Task goal: Select lines where the word "this" appears.

* Begin Supplied material *

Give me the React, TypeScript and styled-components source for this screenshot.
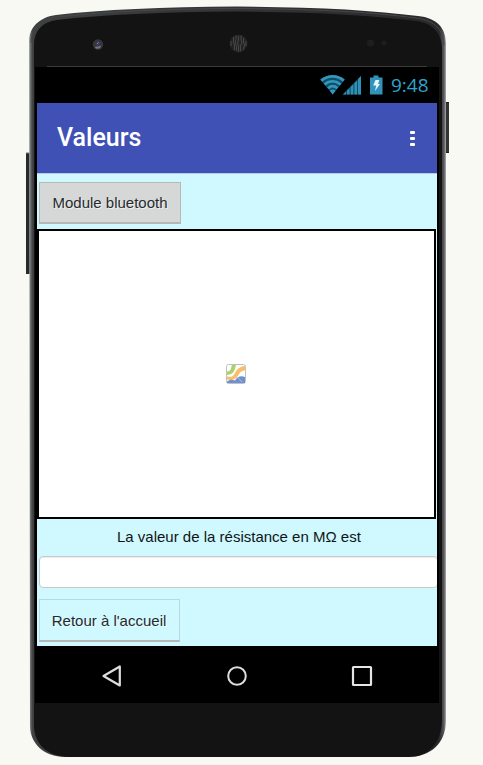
import React from "react";
import styled, { createGlobalStyle } from "styled-components";

const GlobalStyle = createGlobalStyle`
  html, body { margin: 0; background: #f8f9f3; }
  * { box-sizing: border-box; }
`;

const Page = styled.main`
  position: relative;
  width: 483px;
  height: 765px;
  overflow: hidden;
  padding: 67px 44px 0 35px;
  background: #f8f9f3;
`;

const DeviceArt = styled.svg`
  position: absolute;
  inset: 0;
`;

const Display = styled.div`
  position: relative;
  display: flex;
  flex-direction: column;
  height: 636px;
  padding: 0 2px;
  background: #000;
`;

const StatusBar = styled.div`
  display: flex;
  align-items: center;
  justify-content: flex-end;
  height: 36px;
  padding-right: 8px;
  color: #2fa3cf;
  font: 19px/36px "Open Sans", sans-serif;
`;

const StatusIcons = styled.svg`
  margin-right: 7px;
`;

const Clock = styled.span`
  width: 38px;
  white-space: nowrap;
`;

const TitleBar = styled.header`
  display: flex;
  align-items: center;
  justify-content: space-between;
  height: 70px;
  padding: 0 22px 0 20px;
  background: #3f51b5;
`;

const Title = styled.h1`
  margin: 0;
  color: #fff;
  font: 500 25px/30px Roboto, sans-serif;
`;

const MenuDots = styled.div`
  display: flex;
  flex-direction: column;
  gap: 3px;
`;

const Dot = styled.span`
  width: 5px;
  height: 3px;
  border-radius: 1px;
  background: #fff;
`;

const Form = styled.section`
  display: flex;
  flex-direction: column;
  align-items: flex-start;
  height: 473px;
  padding-top: 8px;
  border-top: 1px solid #b9c9e4;
  background: #cff8ff;
  overflow: hidden;
  font-family: "Liberation Sans", Arial, sans-serif;
`;

const FormButton = styled.button<{ $filled?: boolean }>`
  flex: none;
  width: ${(p) => (p.$filled ? 142 : 141)}px;
  height: ${(p) => (p.$filled ? 42 : 43)}px;
  margin-left: 2px;
  padding: ${(p) => (p.$filled ? "0" : "2px 1px 0 0")};
  border: 1px solid ${(p) => (p.$filled ? "#b7b9b9" : "#bad8dd")};
  border-bottom: 2px solid #b5b7b7;
  border-radius: 0;
  background: ${(p) => (p.$filled ? "#d6d8d7" : "#cff8ff")};
  color: #262b2d;
  font: 15px/20px "Liberation Sans", Arial, sans-serif;
  text-shadow: 1px 1px 0 rgba(255, 255, 255, 0.6);
`;

const MapCanvas = styled.div`
  display: flex;
  flex: none;
  align-items: center;
  justify-content: center;
  width: 399px;
  height: 290px;
  margin-top: 5px;
  padding-right: 1px;
  border: 2px solid #000;
  background: #fff;
`;

const Label = styled.p`
  width: 400px;
  height: 37px;
  margin: 0;
  padding: 8px 0 0 80px;
  color: #101416;
  font-size: 15px;
  line-height: 20px;
  white-space: nowrap;
`;

const Field = styled.input`
  flex: none;
  width: 399px;
  height: 32px;
  margin: 0 0 11px 2px;
  border: 1px solid #c6caca;
  border-radius: 4px;
  background: #fff;
  box-shadow: inset 0 1px 1px rgba(0, 0, 0, 0.08);
  outline: none;
`;

const NavBar = styled.nav`
  display: flex;
  align-items: center;
  justify-content: space-between;
  height: 57px;
  padding: 3px 64px 0;
`;

function Device() {
  const body =
    "M29 42 C29 26 41 17 56 15 Q125 7 237 6.5 Q350 7 418 16 C437 18 446 28 446 44 L446 720 C446 744 430 757 408 757 L65 757 C44 757 30 743 30 726 Z";
  return (
    <DeviceArt width="483" height="765" viewBox="0 0 483 765" aria-hidden="true">
      <defs>
        <linearGradient id="edge">
          <stop offset="0" stopColor="#b2b4b2" />
          <stop offset=".004" stopColor="#65686a" />
          <stop offset=".009" stopColor="#3d3f40" />
          <stop offset=".984" stopColor="#29292b" />
          <stop offset=".995" stopColor="#58585b" />
          <stop offset="1" stopColor="#aaaab0" />
        </linearGradient>
        <clipPath id="shell"><path d={body} /></clipPath>
      </defs>
      <rect x="26" y="153" width="5" height="121" fill="#29292a" />
      <path d="M26 153h4" stroke="#777" />
      <rect x="445" y="102" width="4" height="51" fill="#343434" />
      <path d="M445 102.5h4M445 152.5h4" stroke="#1d1d1d" />
      <path d={body} fill="url(#edge)" />
      <g clipPath="url(#shell)">
        <path d="M34 45C34 31 42 22 57 20Q126 12 237 11.5Q350 12 416 21C433 23 442 34 442 48V719C442 744 428 757 408 757H70C46 757 34 743 34 725Z" fill="#131313" />
        <path d="M31 43C31 28 42 19 57 17Q126 9 237 8.5Q350 9 416 18C435 20 444 31 444 45" fill="none" stroke="#45484a" />
      </g>
      <path d="M47 66.5H427" stroke="#3b3b3b" />
      <circle cx="98" cy="44.5" r="5.2" fill="#373737" />
      <path d="M95.5 47q2.5 2 5-1" fill="none" stroke="#777779" strokeWidth="1.8" />
      <circle cx="97.5" cy="43.8" r="2.3" fill="#34396b" />
      <path d="M97 44l1.7-1.7" stroke="#858992" />
      <circle cx="238.5" cy="43.5" r="9" fill="#232323" />
      <path
        d="M231 41v5M233.5 37v5l1 3v5M236 35.5v4l-1 3 1.5 4v4M238.5 36v4l-1 3 1 3v6M241 35.5v4l1 3-1.5 3v6M243.5 38v4l1 3-1.5 5M246 41v5"
        fill="none" stroke="#4c4c4c" strokeWidth=".9"
      />
      <circle cx="370.5" cy="43" r="3.5" fill="#1e1e1e" />
      <circle cx="384" cy="43" r="2.5" fill="#1e1e1e" />
    </DeviceArt>
  );
}

function Indicators() {
  return (
    <StatusIcons width="64" height="24" viewBox="0 0 64 24" aria-hidden="true">
      <path d="M.3 6.8C7 .9 18 .9 24.7 6.8L12.7 21.5Z" fill="#154b60" />
      <g fill="none" stroke="#2f98c0" strokeWidth="2.8">
        <path d="M1.2 7.6C8 2 17.5 2 23.8 7.6" />
        <path d="M4.6 11.5C9.5 7.3 15.5 7.3 20.6 11.5" />
        <path d="M8 15.2C10.8 12.6 14.6 12.6 17.4 15.2" />
      </g>
      <path d="M9.7 17.5Q12.7 15.4 15.7 17.5L12.7 21.5Z" fill="#2f98c0" />
      <path d="M22.5 21.5L41 3v18.5z" fill="#154b60" />
      <path d="M23 21.5l3-3v3zM27 21.5v-4l2.6-2.6v6.6zM30.7 21.5v-7.7l2.6-2.6v10.3zM34.4 21.5V10L37 7.4v14.1zM38 21.5V6l3-3v18.5z" fill="#2c91b8" />
      <path d="M50 4.5h3.5v-2h5v2H62.5v17H50z" fill="#3093b9" />
      <path d="M55.5 7h3.8l-1.2 4H60l-5 7 1.2-5.5h-3z" fill="#e5f5f8" />
    </StatusIcons>
  );
}

function MapPlaceholder() {
  return (
    <svg width="20" height="20" viewBox="0 0 20 20" role="img" aria-label="Map">
      <rect x=".5" y=".5" width="19" height="19" rx="2" fill="#fff" stroke="#c1c1c1" />
      <path d="M6 1h4.2C8.5 5 9 10.5 1 11V7.5C5.5 7 4.8 4 6 1z" fill="#acd36b" />
      <path d="M1 12.5c4.5 1 6 0 8-3.5 2-4 4.5-6.5 10-7v4.2c-5 .8-5.5 3.3-7.5 6.3S6 16.5 1 15.5z" fill="#f8be69" />
      <path d="M1 17.5c3-2.5 5.5-2 8-1 2-3 5-5.5 10-3.5V19H1z" fill="#6f91d0" />
      <path d="M12 13.5l4 4.5" stroke="#a9bde3" />
    </svg>
  );
}

export default function App() {
  return (
    <>
      <GlobalStyle />
      <Page>
        <Device />
        <Display>
          <StatusBar><Indicators /><Clock>9:48</Clock></StatusBar>
          <TitleBar>
            <Title>Valeurs</Title>
            <MenuDots><Dot /><Dot /><Dot /></MenuDots>
          </TitleBar>
          <Form>
            <FormButton $filled>Module bluetooth</FormButton>
            <MapCanvas><MapPlaceholder /></MapCanvas>
            <Label>La valeur de la résistance en MΩ est</Label>
            <Field aria-label="Valeur de la résistance" />
            <FormButton>Retour à l'accueil</FormButton>
          </Form>
          <NavBar>
            <svg width="22" height="24" viewBox="0 0 22 24"><path d="M2.5 12L18.8 2.5v19z" fill="none" stroke="#ddd" strokeWidth="2.2" strokeLinejoin="round" /></svg>
            <svg width="22" height="24" viewBox="0 0 22 24"><circle cx="11" cy="12" r="8.8" fill="none" stroke="#ddd" strokeWidth="2" /></svg>
            <svg width="22" height="24" viewBox="0 0 22 24"><rect x="2" y="3" width="18" height="18" rx=".5" fill="none" stroke="#e5e5e5" strokeWidth="2.2" /></svg>
          </NavBar>
        </Display>
      </Page>
    </>
  );
}
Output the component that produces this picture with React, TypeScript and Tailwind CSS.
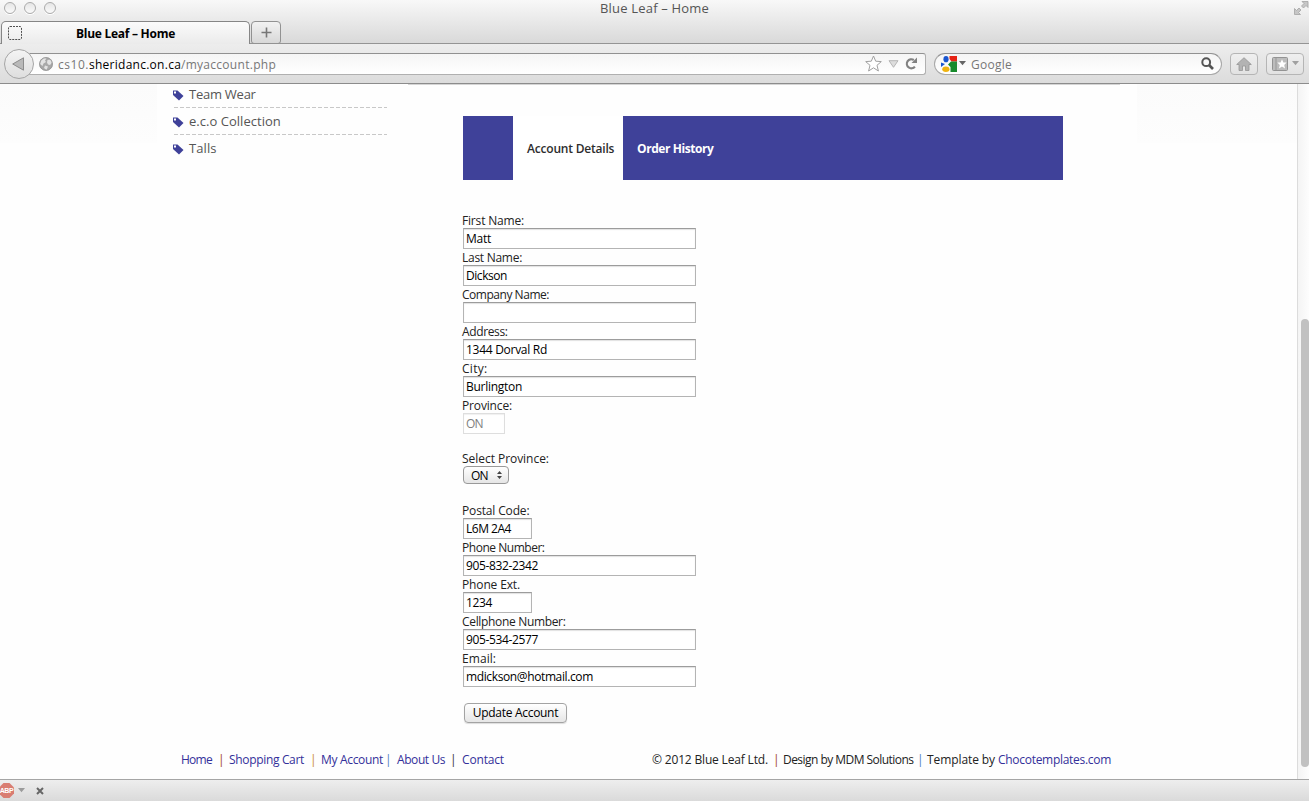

* End Supplied material *

The answer:
Give me the React, TypeScript and styled-components source for this screenshot.
Output the component that produces this picture with React, TypeScript and Tailwind CSS.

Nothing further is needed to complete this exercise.